Contributed by Catsrecipes Y-Group
- 3 cups dry thin spaghetti (broken in half)
- olive oil or peanut oil
- ½ sweet onion, chopped
- 1 clove garlic, minced
- ¾ cup sliced mushrooms
- ¼ cup chopped green pepper
- 1 cup bean sprouts
- 1 cup frozen peas or snow peas
- 1 tablespoon cornstarch
- 1 x 11 oz can mandarin orange segments, drained, reserving liquid
- ½ tsp ground ginger
- 2 tablespoons low-salt soy sauce
- (optional: sesame oil and red pepper flakes)
- Cook pasta according to package directions.
- Meanwhile, in a large skillet, drizzle a small amount of oil and sauté the onions for1 minutes.

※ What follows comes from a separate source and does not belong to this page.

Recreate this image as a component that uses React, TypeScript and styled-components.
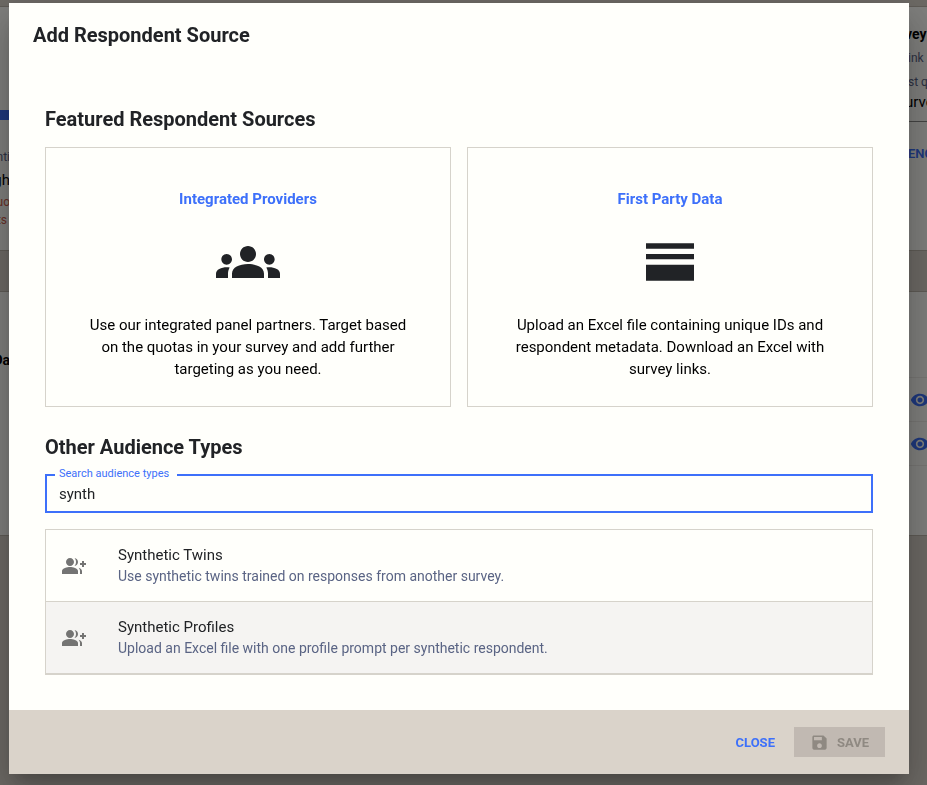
import React, { useState } from "react";
import styled, { createGlobalStyle } from "styled-components";

const color = {
  paper: "#fffffb",
  sand: "#dad3ca",
  line: "#d6d3cb",
  ink: "#212326",
  blue: "#3d70fa",
  slate: "#5a6484",
};

const GlobalStyle = createGlobalStyle`
  *, *::before, *::after { box-sizing: border-box; }
  body {
    margin: 0;
    background: ${color.sand};
    color: ${color.ink};
    font-family: Roboto, "Liberation Sans", sans-serif;
    overflow: hidden;
  }
  h1, h2, h3, p, ul { margin: 0; padding: 0; }
  button, input { font-family: inherit; }
`;

/* ---------- page behind the dialog ---------- */

const Page = styled.main`
  display: flex;
  flex-direction: column;
  gap: 40px;
  padding-top: 6px;
`;

const Panel = styled.section`
  display: flex;
  justify-content: space-between;
  height: 245px;
  overflow: hidden;
  background: ${color.paper};
  border: solid #bfb8ad;
  border-width: 1px 0;
`;

const LeftEdge = styled.div`
  display: flex;
  flex-direction: column;
  align-items: flex-end;
  width: 10px;
  white-space: nowrap;
`;

const RightEdge = styled.div`
  display: flex;
  flex-direction: column;
  width: 22px;
  white-space: nowrap;
`;

const ProgressBar = styled.div`
  width: 10px;
  height: 10px;
  margin: 103px 0 27px;
  background: ${color.blue};
`;

const PageText = styled.span<{ $size: number; $line: number; $color?: string; $bold?: boolean }>`
  font-size: ${(p) => p.$size}px;
  line-height: ${(p) => p.$line}px;
  color: ${(p) => p.$color ?? "#000"};
  font-weight: ${(p) => (p.$bold ? 700 : 400)};
`;

const RightDetails = styled.div`
  display: flex;
  flex-direction: column;
  padding-top: 15px;
  height: 115px;
  border-bottom: 1px solid #8a8a88;
`;

const PageAction = styled.button`
  margin: 20px 0 0 3px;
  padding: 0;
  border: 0;
  background: none;
  color: ${color.blue};
  font-size: 13px;
  font-weight: 600;
  line-height: 24px;
  text-align: left;
`;

const TableHead = styled.div`
  height: 85px;
  padding-top: 56px;
`;

const TableRow = styled.div`
  display: flex;
  align-items: center;
  height: 44px;
  padding-left: 5px;
  border-top: 1px solid #efede8;
`;

/* ---------- dialog ---------- */

const Backdrop = styled.div`
  position: fixed;
  inset: 0;
  overflow: hidden;
  padding: 3px 18px 11px 9px;
  background: rgba(0, 0, 0, 0.5);
`;

const Dialog = styled.div`
  display: flex;
  flex-direction: column;
  background: ${color.paper};
  box-shadow:
    0 11px 15px -7px rgba(0, 0, 0, 0.2),
    0 24px 38px 3px rgba(0, 0, 0, 0.14),
    0 9px 46px 8px rgba(0, 0, 0, 0.12);
`;

const DialogTitle = styled.h1`
  padding: 16px 24px;
  font-size: 20px;
  font-weight: 700;
  line-height: 32px;
`;

const DialogBody = styled.div`
  display: flex;
  flex-direction: column;
  padding: 36px 36px 35px;
`;

const SectionTitle = styled.h2`
  font-size: 20px;
  font-weight: 700;
  line-height: 32px;
`;

const CardGrid = styled.div`
  display: grid;
  grid-template-columns: 1fr 1fr;
  gap: 16px;
  margin: 12px 0 24px;
`;

const Card = styled.button`
  display: flex;
  flex-direction: column;
  align-items: center;
  gap: 20px;
  padding: 40px 36px 26px;
  border: 1px solid ${color.line};
  background: none;
  color: ${color.ink};
  cursor: pointer;
`;

const CardTitle = styled.span`
  color: ${color.blue};
  font-size: 15px;
  font-weight: 700;
  line-height: 22px;
`;

const CardText = styled.span`
  color: #000;
  font-size: 15px;
  line-height: 22px;
  text-align: center;
`;

const Field = styled.div`
  position: relative;
  margin: 11px 0 16px;
`;

const FieldLabel = styled.label`
  position: absolute;
  top: -8px;
  left: 10px;
  padding: 0 8px 0 4px;
  background: ${color.paper};
  color: ${color.blue};
  font-size: 11px;
  line-height: 16px;
`;

const FieldInput = styled.input`
  display: block;
  width: 100%;
  height: 39px;
  padding: 0 12px;
  border: 2px solid ${color.blue};
  border-radius: 0;
  outline: 0;
  background: transparent;
  color: ${color.ink};
  font-size: 15px;
`;

const List = styled.ul`
  list-style: none;
  border: 1px solid ${color.line};
`;

const ListButton = styled.button<{ $hovered?: boolean }>`
  display: flex;
  align-items: center;
  gap: 32px;
  width: 100%;
  padding: 14px 16px;
  border: 0;
  border-bottom: 1px solid ${color.line};
  background: ${(p) => (p.$hovered ? "#f5f4f2" : "transparent")};
  color: #747473;
  text-align: left;
  cursor: pointer;
`;

const ListText = styled.span`
  display: flex;
  flex-direction: column;
`;

const ListName = styled.span`
  color: ${color.ink};
  font-size: 15px;
  line-height: 22px;
`;

const ListNote = styled.span`
  color: ${color.slate};
  font-size: 14px;
  line-height: 21px;
`;

const DialogFooter = styled.footer`
  display: flex;
  align-items: center;
  justify-content: flex-end;
  gap: 8px;
  min-height: 64px;
  padding: 0 24px;
  background: ${color.sand};
`;

const FooterButton = styled.button<{ $filled?: boolean }>`
  display: flex;
  align-items: center;
  gap: 8px;
  height: 30px;
  padding: 0 ${(p) => (p.$filled ? 16 : 11)}px;
  border: 0;
  background: ${(p) => (p.$filled ? "#c1b9b2" : "none")};
  color: ${(p) => (p.$filled ? "#8f8982" : color.blue)};
  font-size: 13px;
  font-weight: 700;
  text-transform: uppercase;
`;

/* ---------- icons ---------- */

const paths = {
  groups:
    "M12 12.75c1.63 0 3.07.39 4.24.9 1.08.48 1.76 1.56 1.76 2.73V18H6v-1.61c0-1.18.68-2.26 1.76-2.73 1.17-.52 2.61-.91 4.24-.91M4 13c1.1 0 2-.9 2-2s-.9-2-2-2-2 .9-2 2 .9 2 2 2m1.13 1.1c-.37-.06-.74-.1-1.13-.1-.99 0-1.93.21-2.78.58C.48 14.9 0 15.62 0 16.43V18h4.5v-1.61c0-.83.23-1.61.63-2.29M20 13c1.1 0 2-.9 2-2s-.9-2-2-2-2 .9-2 2 .9 2 2 2m4 3.43c0-.81-.48-1.53-1.22-1.85-.85-.37-1.79-.58-2.78-.58-.39 0-.76.04-1.13.1.4.68.63 1.46.63 2.29V18H24zM12 6c1.66 0 3 1.34 3 3s-1.34 3-3 3-3-1.34-3-3 1.34-3 3-3",
  split: "M3 19h18v-6H3zm0-8h18V9H3zm0-6v2h18V5z",
  groupAdd:
    "M22 9V7h-2v2h-2v2h2v2h2v-2h2V9zM8 12c2.21 0 4-1.79 4-4s-1.79-4-4-4-4 1.79-4 4 1.79 4 4 4m0 1c-2.67 0-8 1.34-8 4v3h16v-3c0-2.66-5.33-4-8-4m4.51-8.95C13.43 5.11 14 6.49 14 8s-.57 2.89-1.49 3.95C14.47 11.7 16 10.04 16 8s-1.53-3.7-3.49-3.95m4.02 9.78C17.42 14.66 18 15.7 18 17v3h2v-3c0-1.45-1.59-2.51-3.47-3.17",
  save: "M17 3H5c-1.11 0-2 .9-2 2v14c0 1.1.89 2 2 2h14c1.1 0 2-.9 2-2V7zm-5 16c-1.66 0-3-1.34-3-3s1.34-3 3-3 3 1.34 3 3-1.34 3-3 3m3-10H5V5h10z",
  eye: "M12 4.5C7 4.5 2.73 7.61 1 12c1.73 4.39 6 7.5 11 7.5s9.27-3.11 11-7.5c-1.73-4.39-6-7.5-11-7.5M12 17c-2.76 0-5-2.24-5-5s2.24-5 5-5 5 2.24 5 5-2.24 5-5 5m0-8c-1.66 0-3 1.34-3 3s1.34 3 3 3 3-1.34 3-3-1.34-3-3-3",
};

const Svg = styled.svg<{ $blue?: boolean }>`
  flex-shrink: 0;
  fill: ${(p) => (p.$blue ? color.blue : "currentColor")};
`;

function Icon({ name, size, blue }: { name: keyof typeof paths; size: number; blue?: boolean }) {
  return (
    <Svg viewBox="0 0 24 24" width={size} height={size} $blue={blue} aria-hidden="true">
      <path d={paths[name]} />
    </Svg>
  );
}

const featured = [
  {
    title: "Integrated Providers",
    icon: "groups",
    text: "Use our integrated panel partners. Target based on the quotas in your survey and add further targeting as you need.",
  },
  {
    title: "First Party Data",
    icon: "split",
    text: "Upload an Excel file containing unique IDs and respondent metadata. Download an Excel with survey links.",
  },
] as const;

const audiences = [
  { name: "Synthetic Twins", note: "Use synthetic twins trained on responses from another survey." },
  { name: "Synthetic Profiles", note: "Upload an Excel file with one profile prompt per synthetic respondent." },
];

function SurveyPage() {
  return (
    <Page aria-hidden="true">
      <Panel>
        <LeftEdge>
          <ProgressBar />
          <PageText $size={12} $line={20} $color={color.slate}>nti</PageText>
          <PageText $size={15} $line={26}>gh</PageText>
          <PageText $size={12} $line={18} $color="#d0604c">uo</PageText>
          <PageText $size={12} $line={18} $color="#d0604c">ts&nbsp;</PageText>
        </LeftEdge>
        <RightEdge>
          <RightDetails>
            <PageText $size={14} $line={24} $bold>vey</PageText>
            <PageText $size={12} $line={24} $color={color.slate}>&nbsp;ink</PageText>
            <PageText $size={12} $line={24} $color={color.slate}>&nbsp;st q</PageText>
            <PageText $size={15} $line={16}>urve</PageText>
          </RightDetails>
          <PageAction type="button" tabIndex={-1}>ENC</PageAction>
        </RightEdge>
      </Panel>
      <Panel>
        <LeftEdge>
          <TableHead>
            <PageText $size={14} $line={24} $bold>Da</PageText>
          </TableHead>
        </LeftEdge>
        <RightEdge>
          <TableHead />
          <TableRow><Icon name="eye" size={20} blue /></TableRow>
          <TableRow><Icon name="eye" size={20} blue /></TableRow>
          <TableRow />
        </RightEdge>
      </Panel>
    </Page>
  );
}

export default function App() {
  const [query, setQuery] = useState("synth");
  const shown = audiences.filter((a) => a.name.toLowerCase().includes(query.toLowerCase()));

  return (
    <>
      <GlobalStyle />
      <SurveyPage />
      <Backdrop>
        <Dialog role="dialog" aria-modal="true" aria-labelledby="dialog-title">
          <DialogTitle id="dialog-title">Add Respondent Source</DialogTitle>
          <DialogBody>
            <SectionTitle>Featured Respondent Sources</SectionTitle>
            <CardGrid>
              {featured.map((f) => (
                <Card key={f.title} type="button">
                  <CardTitle>{f.title}</CardTitle>
                  <Icon name={f.icon} size={64} />
                  <CardText>{f.text}</CardText>
                </Card>
              ))}
            </CardGrid>
            <SectionTitle>Other Audience Types</SectionTitle>
            <Field>
              <FieldInput id="audience-search" value={query} onChange={(e) => setQuery(e.target.value)} />
              <FieldLabel htmlFor="audience-search">Search audience types</FieldLabel>
            </Field>
            <List>
              {shown.map((a) => (
                <li key={a.name}>
                  <ListButton type="button" $hovered={a.name === "Synthetic Profiles"}>
                    <Icon name="groupAdd" size={24} />
                    <ListText>
                      <ListName>{a.name}</ListName>
                      <ListNote>{a.note}</ListNote>
                    </ListText>
                  </ListButton>
                </li>
              ))}
            </List>
          </DialogBody>
          <DialogFooter>
            <FooterButton type="button">Close</FooterButton>
            <FooterButton type="button" $filled disabled>
              <Icon name="save" size={19} />
              Save
            </FooterButton>
          </DialogFooter>
        </Dialog>
      </Backdrop>
    </>
  );
}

- Add the garlic, green pepper, bean sprouts and mushrooms and sauté until mushrooms begin to soften.
- Combine the reserved juice and enough water to equal one-half to ¾ cup.
- Blend in cornstarch, ginger, soy sauce and a sprinkle of red pepper flakes if you wish.
- Push the vegetables aside and add the liquid.
- Stir and cook until it starts to thicken.
- Add the cooked pasta and mix it and the vegetables in with the thickened sauce in the pan.
- Sprinkle with a small amount of sesame oil and top with the orange pieces.
You can add leftover meat with the vegetables: pork, beef, shrimp or chicken works great.